Enfin, l’open data dans le secteur public permet de favoriser l’innovation en améliorant la collaboration avec les entreprises privées : en matière de mobilité ou de logements par exemple. C’est aussi l’occasion pour le secteur public de bénéficier des innovations des entreprises privées pour améliorer leurs services.
L’exemple Veolia
Nova Veolia, filiale du groupe Veolia, a pour but d’aider les collectivités à développer des services innovants liés au concept de ville intelligente. L’entreprise a racheté Birdz, une société spécialisée dans « l’IoT environnemental » et plus particulièrement dans la télérelève des consommations d’eau. Birdz utilise l’open data pour : « coupler des données temps réel en provenance des réseaux d’eau avec des informations externes comme des données météo, par exemple ».

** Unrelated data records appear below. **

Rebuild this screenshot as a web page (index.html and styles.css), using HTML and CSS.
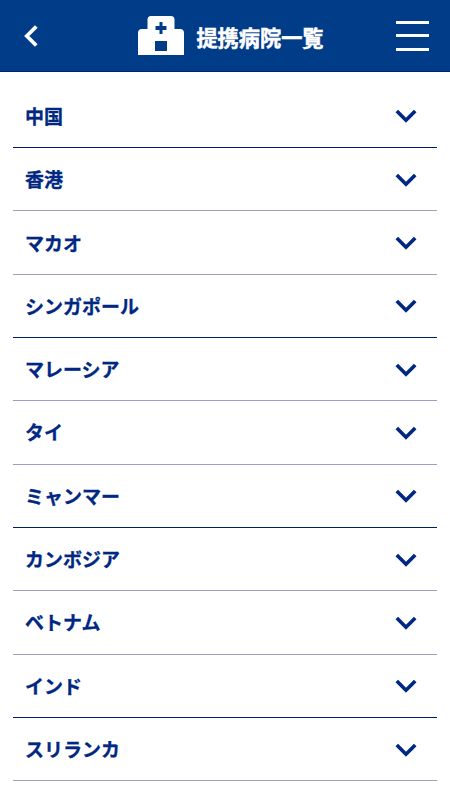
FILE: index.html
```html
<!DOCTYPE html>
<html lang="ja">
<head>
<meta charset="utf-8">
<meta name="viewport" content="width=device-width, initial-scale=1">
<title>提携病院一覧</title>
<link rel="stylesheet" href="styles.css">
</head>
<body>
<header class="bar">
<svg class="back" viewBox="0 0 14 22"><path d="M12.300 1.500 2.800 11l9.500 9.500"/></svg>
<div class="heading">
<svg class="hospital" viewBox="0 0 46 39"><path fill="#fff" fill-rule="evenodd" d="M13 0h20q3.500 0 3.500 3.500V13H42q4 0 4 4v22H0V17q0-4 4-4h5.500V3.500Q9.500 0 13 0ZM21.500 6v4h-4v4h4v4h3v-4h4v-4h-4V6ZM17 25v10h12V25Z"/></svg>
<h1>提携病院一覧</h1>
</div>
<div class="menu"><i></i><i></i><i></i></div>
</header>
<svg class="defs"><symbol id="chev" viewBox="0 0 22 14"><path d="m1.800 2 9.200 9.200L20.200 2"/></symbol></svg>
<ul class="list">
<li><span>中国</span><svg><use href="#chev"/></svg></li>
<li><span>香港</span><svg><use href="#chev"/></svg></li>
<li><span>マカオ</span><svg><use href="#chev"/></svg></li>
<li><span>シンガポール</span><svg><use href="#chev"/></svg></li>
<li><span>マレーシア</span><svg><use href="#chev"/></svg></li>
<li><span>タイ</span><svg><use href="#chev"/></svg></li>
<li><span>ミャンマー</span><svg><use href="#chev"/></svg></li>
<li><span>カンボジア</span><svg><use href="#chev"/></svg></li>
<li><span>ベトナム</span><svg><use href="#chev"/></svg></li>
<li><span>インド</span><svg><use href="#chev"/></svg></li>
<li><span>スリランカ</span><svg><use href="#chev"/></svg></li>
</ul>
</body>
</html>
```
FILE: styles.css
```css
* { box-sizing: border-box; }
body { margin: 0; height: 800px; overflow: hidden; background: #fff; font-family: "Noto Sans CJK JP", sans-serif; }
.bar { display: flex; align-items: center; justify-content: space-between; height: 72px; padding: 0 21px 0 24px; background: #003c88; border-bottom: 1px solid #002068; }
.back { width: 14px; height: 22px; fill: none; stroke: #fff; stroke-width: 3.8; }
.heading { display: flex; align-items: center; gap: 12px; margin-left: 28px; }
.hospital { width: 46px; height: 39px; }
h1 { margin: 0; padding-top: 2px; color: #fff; font-size: 21.200px; font-weight: 700; line-height: 32px; -webkit-text-stroke: 0.5px #fff; }
.menu { display: flex; flex-direction: column; justify-content: space-between; width: 33px; height: 30px; }
.menu i { height: 3px; background: #fff; }
.defs { display: none; }
.list { list-style: none; margin: 12.700px 13px 0; padding: 0; }
.list li { display: flex; align-items: center; justify-content: space-between; height: 63.333px; padding: 1px 20px 0 12px; border-bottom: 1px solid #a09dc0; color: #002882; font-size: 19px; font-weight: 700; -webkit-text-stroke: 0.3px #002882; }
.list li:nth-child(3n+1) { border-color: #001c6c; }
.list span { margin-top: -2px; }
.list svg { width: 22px; height: 14px; fill: none; stroke: #002882; stroke-width: 3.700; }
```
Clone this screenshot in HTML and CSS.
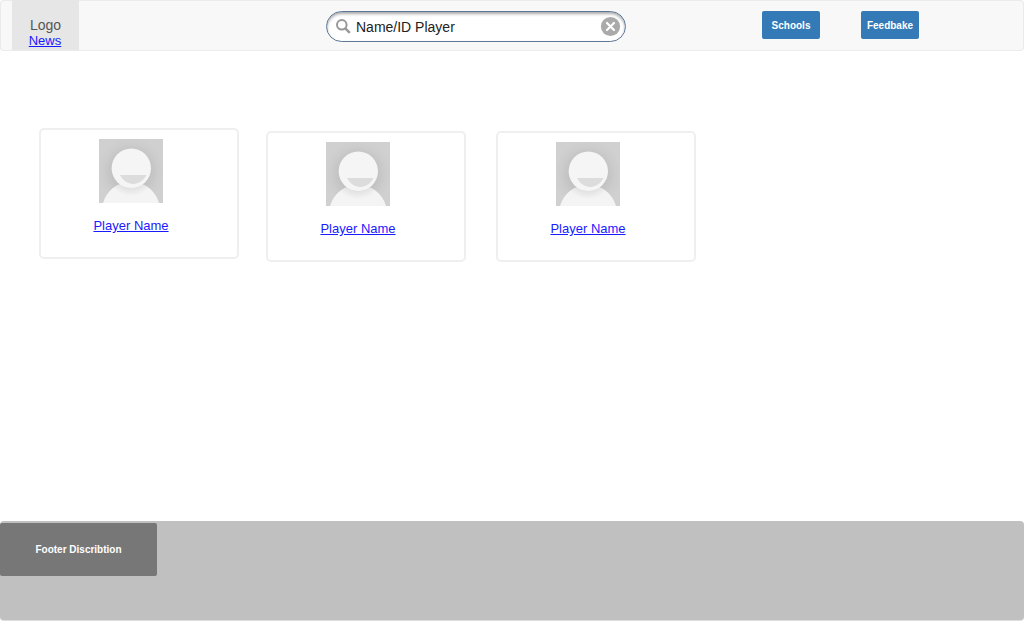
FILE: index.html
```
<!DOCTYPE html>
<html lang="en">
<head>
<meta charset="utf-8">
<meta name="viewport" content="width=device-width, initial-scale=1">
<title>Players</title>
<link rel="stylesheet" href="styles.css">
</head>
<body>
<svg class="defs" aria-hidden="true">
  <defs>
    <radialGradient id="backdrop" gradientUnits="userSpaceOnUse" cx="32" cy="32" r="34">
      <stop offset="0.55" stop-color="#c2c2c2"/>
      <stop offset="0.8" stop-color="#cccccc"/>
      <stop offset="1" stop-color="#d0d0d0"/>
    </radialGradient>
    <radialGradient id="neck" gradientUnits="userSpaceOnUse" cx="32" cy="32" r="28">
      <stop offset="0.5" stop-color="#dadada"/>
      <stop offset="0.9" stop-color="#f4f4f4"/>
    </radialGradient>
    <symbol id="avatar" viewBox="0 0 64 64">
      <rect width="64" height="64" fill="url(#backdrop)"/>
      <path d="M4 64C8 51 18 43 32 43S56 51 60 64Z" fill="url(#neck)"/>
      <circle cx="32.300" cy="29.300" r="19.700" fill="#f5f5f5"/>
      <path d="M21 36H47.500C44.500 41.500 40 45 34.300 45S24 41.500 21 36Z" fill="#dcdcdc"/>
    </symbol>
  </defs>
</svg>
<header class="topbar">
  <div class="brand">
    <span class="logo">Logo</span>
    <a class="link" href="#news">News</a>
  </div>
  <form class="search" role="search">
    <label class="search-label" for="player-search" aria-label="Name or ID of player">
      <svg class="search-icon" viewBox="0 0 16 16" aria-hidden="true"><circle cx="5.800" cy="5.800" r="4.800" fill="none" stroke="#999" stroke-width="2"/><path d="M9.300 9.300L13.800 13.800" stroke="#999" stroke-width="2.500"/></svg>
    </label>
    <input class="search-input" id="player-search" type="text" value="Name/ID Player">
    <button class="clear" type="reset" aria-label="Clear">
      <svg class="clear-icon" viewBox="0 0 20 20" aria-hidden="true"><circle cx="10.500" cy="9.500" r="9.600" fill="#aaa"/><path d="M7 6L14 13M14 6L7 13" stroke="#fff" stroke-width="2.200" stroke-linecap="round"/></svg>
    </button>
  </form>
  <nav class="actions">
    <button class="action" type="button">Schools</button>
    <button class="action" type="button">Feedbake</button>
  </nav>
</header>
<main class="players">
  <article class="card card-first">
    <svg class="avatar" role="img" aria-label="Player"><use href="#avatar"/></svg>
    <a class="link" href="#player-1">Player Name</a>
  </article>
  <article class="card">
    <svg class="avatar" role="img" aria-label="Player"><use href="#avatar"/></svg>
    <a class="link" href="#player-2">Player Name</a>
  </article>
  <article class="card">
    <svg class="avatar" role="img" aria-label="Player"><use href="#avatar"/></svg>
    <a class="link" href="#player-3">Player Name</a>
  </article>
</main>
<footer class="footer">
  <button class="footer-button" type="button">Footer Discribtion</button>
</footer>
</body>
</html>
```
FILE: styles.css
```
* {
  box-sizing: border-box;
}

body {
  display: flex;
  flex-direction: column;
  min-height: 100vh;
  margin: 0;
  background: #fff;
  font-family: "Liberation Sans", Arial, sans-serif;
  font-size: 13px;
}

button {
  border: 0;
  font-family: inherit;
  cursor: pointer;
}

.defs {
  position: absolute;
  width: 0;
  height: 0;
}

.topbar {
  display: grid;
  grid-template-columns: 67px 247fr 300px 136fr 157px 105fr;
  align-items: start;
  padding-left: 12px;
  background: #f8f8f8;
  border-radius: 4px;
  box-shadow: inset 0 0 0 1px #ebebeb;
}

.brand {
  display: flex;
  flex-direction: column;
  align-items: center;
  padding: 17px 0 1px;
  border-bottom: 1px solid #ebebeb;
  background: #e6e6e6;
}

.logo {
  color: #555;
  font-size: 14px;
  line-height: 16px;
}

.link {
  color: #1a1aff;
  line-height: 16px;
}

.brand .link {
  margin-right: 1px;
}

.search {
  grid-column: 3;
  display: flex;
  align-items: center;
  margin-top: 11px;
  padding: 0 5px 0 9px;
  border: 1px solid #5f7898;
  border-radius: 16px;
  background: #fff;
  box-shadow: inset 0 2px 3px #aaa;
}

.search-label {
  display: flex;
}

.search-icon {
  width: 16px;
  height: 16px;
}

.search-input {
  flex: 1;
  min-width: 0;
  height: 29px;
  padding: 0 4px;
  border: 0;
  outline: 0;
  background: transparent;
  color: #222;
  font-family: inherit;
  font-size: 14px;
}

.clear {
  display: flex;
  padding: 0;
  background: transparent;
}

.clear-icon {
  width: 20px;
  height: 20px;
  overflow: visible;
}

.actions {
  grid-column: 5;
  display: flex;
  justify-content: space-between;
  margin-top: 11px;
}

.action {
  width: 58px;
  height: 28px;
  padding: 0;
  border-radius: 2px;
  background: #337ab7;
  color: #fff;
  font-size: 10px;
  font-weight: bold;
}

.players {
  display: flex;
  flex: 1;
  flex-wrap: wrap;
  align-items: flex-start;
  gap: 30px;
  padding: 80px 39px 30px;
}

.card {
  display: flex;
  flex-direction: column;
  align-items: center;
  gap: 15px;
  width: 200px;
  padding: 9px 16px 23px 0;
  border: 2px solid #efefef;
  border-radius: 5px;
}

.card-first {
  margin: -3px -3px 0 0;
}

.avatar {
  width: 64px;
  height: 64px;
}

.footer {
  min-height: 100px;
  padding-top: 2px;
  border-bottom: 1px solid #ddd;
  border-radius: 4px;
  background: #c0c0c0;
}

.footer-button {
  width: 157px;
  height: 53px;
  border-radius: 2px;
  background: #777;
  color: #fff;
  font-size: 10px;
  font-weight: bold;
}
```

Birdz qualifie les données selon leur importance et le logiciel Opendatasoft permet de les rendre disponibles et de les visualiser. Cette analyse s’appuie sur les flux en provenance de 5 millions d’objets connectés capables de mesurer les métriques liées à l’eau. Le partage de données est perçu comme un moyen de créer de nouveaux modèles économiques en mettant sur pied de nouveaux services.
Les bénéfices amenés par le partage de données ne sont plus à prouver. Cependant, pour que le partage de données soit réellement efficace, il est nécessaire de respecter certaines règles :
- Étudier les données partageables, car toutes les données ne le sont pas. Elles doivent apporter du sens, ne pas être sensibles…
- Mettre en place une gouvernance des données, avec des rôles clairement définis entre les acteurs.
- Formaliser des processus de gestion et de contrôle qui garantissent que la donnée est fiable, conforme et à jour.
- Déployer des outils qui facilitent les opérations de recensement, de correction, d’enrichissement et de publication des données.
Si les collectivités et les administrations ont intégré le partage de données dans leurs processus, le secteur privé est encore frileux. Pour elles aussi, se posent d’ailleurs les questions de confidentialité, de concurrence et de sécurité des données auxquelles les collectivités sont aussi confrontées. Ce qui n’a pas empêché ces dernières d’avancer.